If you want a short working checklist, start here. Use MFA everywhere. Limit access by role. Encrypt data in transit and at rest. Protect secrets properly. Review code and dependencies. Log key events without leaking sensitive data. Monitor for unusual behavior. Back up data and test restores. Review vendors and integrations. Keep an incident plan ready.

That list is not theory. It is the baseline for a service that handles real data responsibly. The exact setup will vary by product, but the principles stay the same. Security works best when it is built into the service, the team, and the operating routine.

At HIH Digital Limited, the focus is always on practical controls that can be verified.

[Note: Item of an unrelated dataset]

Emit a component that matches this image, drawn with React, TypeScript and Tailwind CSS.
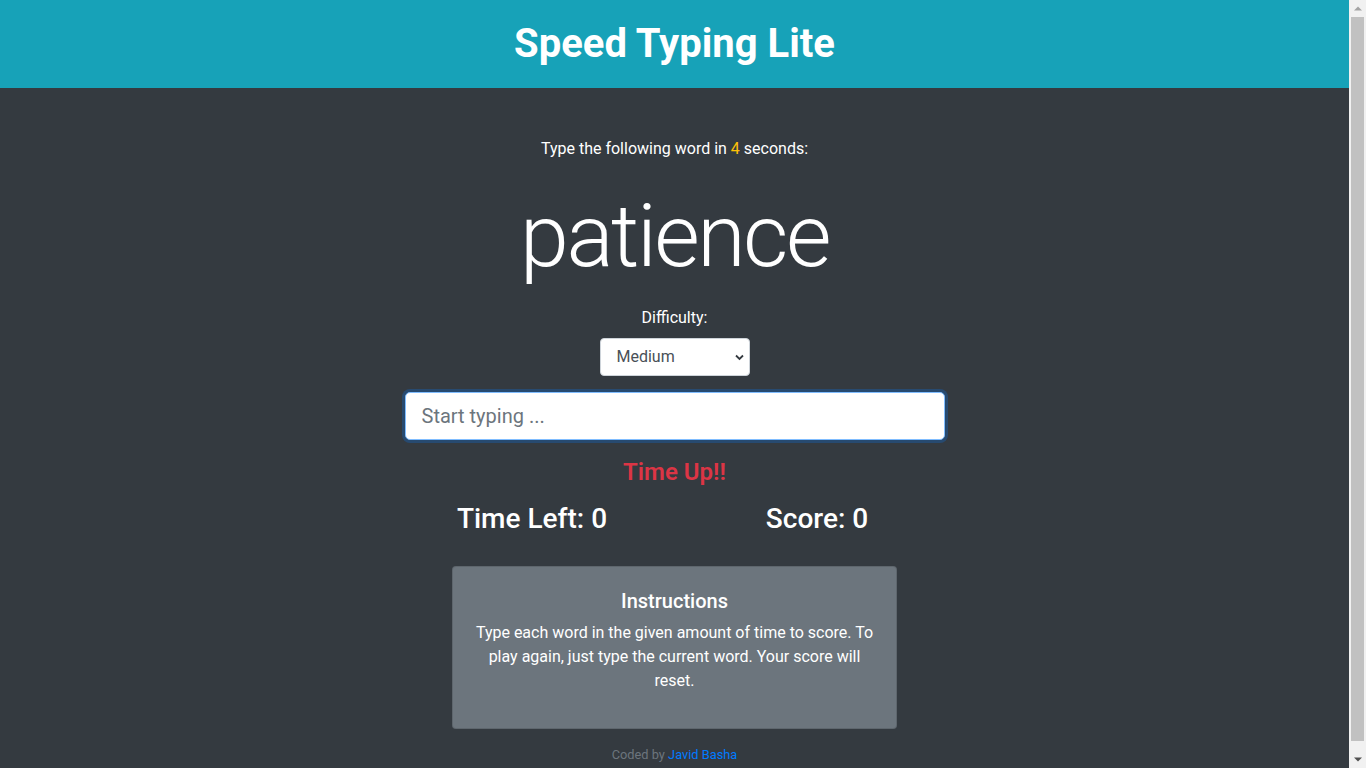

That matters because software services are only as secure as the habits behind them.

## Related questions

### Is encryption enough to secure software service data?

No. Encryption is essential, but it only protects data in certain states. You still need access control, secure coding, logging, backups, and incident response.

### What is the biggest security mistake in software services?

Overly broad access is one of the biggest mistakes. If too many people or systems can reach sensitive data, the risk grows fast.

### How often should security reviews happen?

Security reviews should happen continuously during development and again on a regular schedule in production. High-risk systems need more frequent checks.

### Why are backups part of data security?

Because data loss, corruption, and ransomware are security problems too. Backups help restore service and protect business continuity.

### Should small software services worry about data security?

Yes. Small services often have fewer controls, which can make mistakes easier. Good security habits matter at every size.

### How can users tell if a software service takes security seriously?

Look for HTTPS, MFA, clear privacy pages, role-based permissions, visible update discipline, and a clear explanation of how data is handled.